# Netflix App on Premier is old and kludgy



## rmeltz (Nov 16, 2010)

I purchased a Samsung Bluray player and my Tivo Premier on the same day. Both are hooked to the same wired router with 10MB throughput. However, we noticed from day-one that the Netflix app on Tivo appeared to be an older version versus the app on the Samsung. Browsing aside, the real issue lies with the lackluster streaming on the Tivo. Netflix frequently stops to buffer and half the time never resumes playback. Conversely, I wind-up switching on the Samsung unit and continuing playback and NEVER have this behavior. It NEVER has stopped to buffer. Similarily, I can watch shows on my laptop and never experience the problems the Tivo Premier exhibits. I hope someone is listening and will roll-out a s/w update for Netflix.


----------



## ewilts (Feb 26, 2002)

This has been a problem since Netflix was introduced on the Series 3. I doubt if TiVo will ever fix it. They won't even acknowledge that it's broken.

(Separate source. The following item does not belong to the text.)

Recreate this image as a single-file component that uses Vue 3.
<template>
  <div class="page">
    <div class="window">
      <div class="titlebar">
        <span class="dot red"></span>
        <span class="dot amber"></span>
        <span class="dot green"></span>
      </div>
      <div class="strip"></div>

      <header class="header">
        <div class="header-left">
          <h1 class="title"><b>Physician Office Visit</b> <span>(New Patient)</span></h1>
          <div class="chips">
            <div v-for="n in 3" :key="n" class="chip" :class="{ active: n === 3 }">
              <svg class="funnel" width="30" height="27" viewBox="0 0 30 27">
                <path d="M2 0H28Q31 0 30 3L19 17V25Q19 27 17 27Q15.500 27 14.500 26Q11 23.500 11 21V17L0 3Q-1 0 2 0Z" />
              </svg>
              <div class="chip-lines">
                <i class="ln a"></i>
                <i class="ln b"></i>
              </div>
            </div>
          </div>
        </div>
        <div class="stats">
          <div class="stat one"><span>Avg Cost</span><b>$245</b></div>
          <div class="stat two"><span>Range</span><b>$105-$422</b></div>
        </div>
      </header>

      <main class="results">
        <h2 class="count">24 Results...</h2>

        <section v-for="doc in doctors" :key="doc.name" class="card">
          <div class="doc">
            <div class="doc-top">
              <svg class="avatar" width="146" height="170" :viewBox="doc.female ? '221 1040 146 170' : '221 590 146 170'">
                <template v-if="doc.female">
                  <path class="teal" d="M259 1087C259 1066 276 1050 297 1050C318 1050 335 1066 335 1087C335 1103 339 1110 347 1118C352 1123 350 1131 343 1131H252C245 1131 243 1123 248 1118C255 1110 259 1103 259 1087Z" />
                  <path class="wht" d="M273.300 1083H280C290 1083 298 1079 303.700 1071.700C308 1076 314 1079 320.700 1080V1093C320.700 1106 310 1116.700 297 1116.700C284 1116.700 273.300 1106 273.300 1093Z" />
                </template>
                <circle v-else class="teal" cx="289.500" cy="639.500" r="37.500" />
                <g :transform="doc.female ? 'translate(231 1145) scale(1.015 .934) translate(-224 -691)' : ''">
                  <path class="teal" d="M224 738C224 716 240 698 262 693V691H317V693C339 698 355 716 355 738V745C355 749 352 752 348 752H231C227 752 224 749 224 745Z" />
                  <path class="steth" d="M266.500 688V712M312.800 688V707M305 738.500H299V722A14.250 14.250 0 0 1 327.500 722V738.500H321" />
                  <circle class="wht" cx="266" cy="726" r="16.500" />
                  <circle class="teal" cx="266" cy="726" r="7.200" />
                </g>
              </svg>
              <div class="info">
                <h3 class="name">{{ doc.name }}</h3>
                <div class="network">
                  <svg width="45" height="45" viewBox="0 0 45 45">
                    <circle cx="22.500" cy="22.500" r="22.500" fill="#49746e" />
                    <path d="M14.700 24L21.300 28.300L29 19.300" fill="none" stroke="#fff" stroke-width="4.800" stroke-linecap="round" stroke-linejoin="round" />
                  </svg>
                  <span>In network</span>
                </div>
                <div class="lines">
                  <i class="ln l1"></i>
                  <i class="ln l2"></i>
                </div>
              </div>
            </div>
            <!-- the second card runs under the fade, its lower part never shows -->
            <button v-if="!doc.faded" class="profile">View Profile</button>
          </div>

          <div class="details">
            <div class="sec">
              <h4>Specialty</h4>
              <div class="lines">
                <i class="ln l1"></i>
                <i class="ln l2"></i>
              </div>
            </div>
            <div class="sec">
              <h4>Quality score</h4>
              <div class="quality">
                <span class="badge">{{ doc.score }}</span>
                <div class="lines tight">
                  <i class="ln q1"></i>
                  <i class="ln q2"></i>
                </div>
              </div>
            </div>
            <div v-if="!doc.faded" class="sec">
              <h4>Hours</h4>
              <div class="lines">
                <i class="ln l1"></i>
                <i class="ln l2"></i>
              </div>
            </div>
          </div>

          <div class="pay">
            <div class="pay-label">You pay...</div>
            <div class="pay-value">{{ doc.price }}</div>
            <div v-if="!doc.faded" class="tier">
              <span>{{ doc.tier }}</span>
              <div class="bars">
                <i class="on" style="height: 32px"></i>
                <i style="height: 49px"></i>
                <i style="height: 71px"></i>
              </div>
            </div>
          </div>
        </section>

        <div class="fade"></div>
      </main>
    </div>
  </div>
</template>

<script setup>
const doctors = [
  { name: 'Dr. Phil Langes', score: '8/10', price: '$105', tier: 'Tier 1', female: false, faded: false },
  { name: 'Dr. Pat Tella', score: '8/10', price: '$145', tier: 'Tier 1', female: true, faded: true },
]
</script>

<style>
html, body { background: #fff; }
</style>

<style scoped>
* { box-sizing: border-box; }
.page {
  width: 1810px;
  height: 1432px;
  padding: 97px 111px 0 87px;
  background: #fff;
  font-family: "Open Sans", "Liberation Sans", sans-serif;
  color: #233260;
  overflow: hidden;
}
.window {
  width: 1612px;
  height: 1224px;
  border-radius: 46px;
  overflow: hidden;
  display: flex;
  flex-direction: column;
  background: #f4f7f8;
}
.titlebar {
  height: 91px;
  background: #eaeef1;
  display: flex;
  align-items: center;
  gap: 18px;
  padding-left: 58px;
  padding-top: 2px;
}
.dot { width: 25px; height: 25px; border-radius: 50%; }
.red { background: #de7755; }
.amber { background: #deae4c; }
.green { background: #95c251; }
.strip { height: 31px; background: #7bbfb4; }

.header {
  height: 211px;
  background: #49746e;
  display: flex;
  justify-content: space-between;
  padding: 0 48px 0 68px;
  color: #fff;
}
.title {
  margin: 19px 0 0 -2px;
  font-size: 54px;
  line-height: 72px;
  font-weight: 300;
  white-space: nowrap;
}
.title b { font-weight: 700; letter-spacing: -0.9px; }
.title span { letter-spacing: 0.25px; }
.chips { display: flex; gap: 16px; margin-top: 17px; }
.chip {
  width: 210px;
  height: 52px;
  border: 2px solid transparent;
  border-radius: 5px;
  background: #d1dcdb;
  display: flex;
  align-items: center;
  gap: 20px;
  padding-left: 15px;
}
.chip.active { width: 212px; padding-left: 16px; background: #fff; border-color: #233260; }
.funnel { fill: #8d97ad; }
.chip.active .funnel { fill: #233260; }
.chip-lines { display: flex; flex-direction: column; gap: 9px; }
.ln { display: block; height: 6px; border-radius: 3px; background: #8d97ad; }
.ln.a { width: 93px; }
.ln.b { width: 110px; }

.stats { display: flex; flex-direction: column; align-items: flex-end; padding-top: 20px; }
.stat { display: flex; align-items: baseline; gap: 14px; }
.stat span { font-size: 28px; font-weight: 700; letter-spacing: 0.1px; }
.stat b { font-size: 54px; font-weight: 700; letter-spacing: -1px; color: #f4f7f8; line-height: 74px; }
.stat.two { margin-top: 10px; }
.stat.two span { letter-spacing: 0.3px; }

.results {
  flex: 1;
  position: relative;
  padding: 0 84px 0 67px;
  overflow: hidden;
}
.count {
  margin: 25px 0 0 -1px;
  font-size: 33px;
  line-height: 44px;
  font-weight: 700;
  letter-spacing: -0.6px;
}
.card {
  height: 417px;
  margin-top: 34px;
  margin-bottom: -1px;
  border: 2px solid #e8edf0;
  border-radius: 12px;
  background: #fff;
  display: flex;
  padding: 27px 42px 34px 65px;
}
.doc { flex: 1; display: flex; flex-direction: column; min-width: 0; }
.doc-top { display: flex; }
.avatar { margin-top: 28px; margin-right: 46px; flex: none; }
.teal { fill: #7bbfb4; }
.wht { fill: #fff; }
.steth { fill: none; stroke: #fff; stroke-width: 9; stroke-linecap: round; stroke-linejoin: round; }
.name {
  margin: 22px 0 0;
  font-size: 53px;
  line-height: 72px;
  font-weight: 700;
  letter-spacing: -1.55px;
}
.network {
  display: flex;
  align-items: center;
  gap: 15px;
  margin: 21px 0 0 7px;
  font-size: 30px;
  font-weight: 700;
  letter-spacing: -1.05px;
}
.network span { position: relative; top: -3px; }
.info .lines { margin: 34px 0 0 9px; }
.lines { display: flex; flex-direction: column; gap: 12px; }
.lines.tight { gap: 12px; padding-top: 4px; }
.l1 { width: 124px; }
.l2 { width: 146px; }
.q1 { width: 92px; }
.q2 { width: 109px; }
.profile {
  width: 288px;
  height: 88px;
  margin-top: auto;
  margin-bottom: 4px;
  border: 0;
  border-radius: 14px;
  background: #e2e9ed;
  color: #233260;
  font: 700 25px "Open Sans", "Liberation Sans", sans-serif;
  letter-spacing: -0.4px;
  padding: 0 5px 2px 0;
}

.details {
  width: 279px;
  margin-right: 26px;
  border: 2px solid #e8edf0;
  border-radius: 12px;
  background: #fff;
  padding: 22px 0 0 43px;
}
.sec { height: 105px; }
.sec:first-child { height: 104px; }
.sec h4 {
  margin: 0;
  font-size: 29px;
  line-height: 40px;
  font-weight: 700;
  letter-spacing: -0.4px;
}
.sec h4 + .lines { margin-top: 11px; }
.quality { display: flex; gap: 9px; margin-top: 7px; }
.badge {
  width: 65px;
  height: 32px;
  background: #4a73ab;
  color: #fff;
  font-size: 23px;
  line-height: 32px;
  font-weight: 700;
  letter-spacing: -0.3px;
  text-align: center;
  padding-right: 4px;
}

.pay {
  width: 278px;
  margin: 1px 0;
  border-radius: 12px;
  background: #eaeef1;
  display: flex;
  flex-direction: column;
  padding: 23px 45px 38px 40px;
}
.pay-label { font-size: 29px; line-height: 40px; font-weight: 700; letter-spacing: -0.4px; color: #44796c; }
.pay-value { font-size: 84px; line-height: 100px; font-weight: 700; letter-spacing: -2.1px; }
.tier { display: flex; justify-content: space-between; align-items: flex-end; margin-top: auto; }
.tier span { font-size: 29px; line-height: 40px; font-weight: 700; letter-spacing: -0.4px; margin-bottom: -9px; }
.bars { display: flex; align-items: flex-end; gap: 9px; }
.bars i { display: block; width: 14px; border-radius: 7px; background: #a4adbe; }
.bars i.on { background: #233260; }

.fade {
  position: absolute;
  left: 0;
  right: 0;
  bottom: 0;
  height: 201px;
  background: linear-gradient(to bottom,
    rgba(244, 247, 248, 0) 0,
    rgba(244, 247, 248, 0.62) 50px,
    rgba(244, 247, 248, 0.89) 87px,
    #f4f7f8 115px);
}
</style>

My $100 Roku box is a MUCH better streaming device than the Series 3 that I paid $899 for.


----------



## chrispitude (Apr 23, 2005)

Netflix is a painful experience on our Premiere. We got a Playstation 3 earlier this year, and have found that is far superior for Netflix. We now use that for all our Netflix viewing.


----------



## innocentfreak (Aug 25, 2001)

While some series are missing, see my sig, I find it works great on the TiVo if you use it via TiVo Search. This is how I play all my content. If it doesn't show up, I just jump into my queue and play it from there. 

I guess it depends on how you want to use Netflix.


----------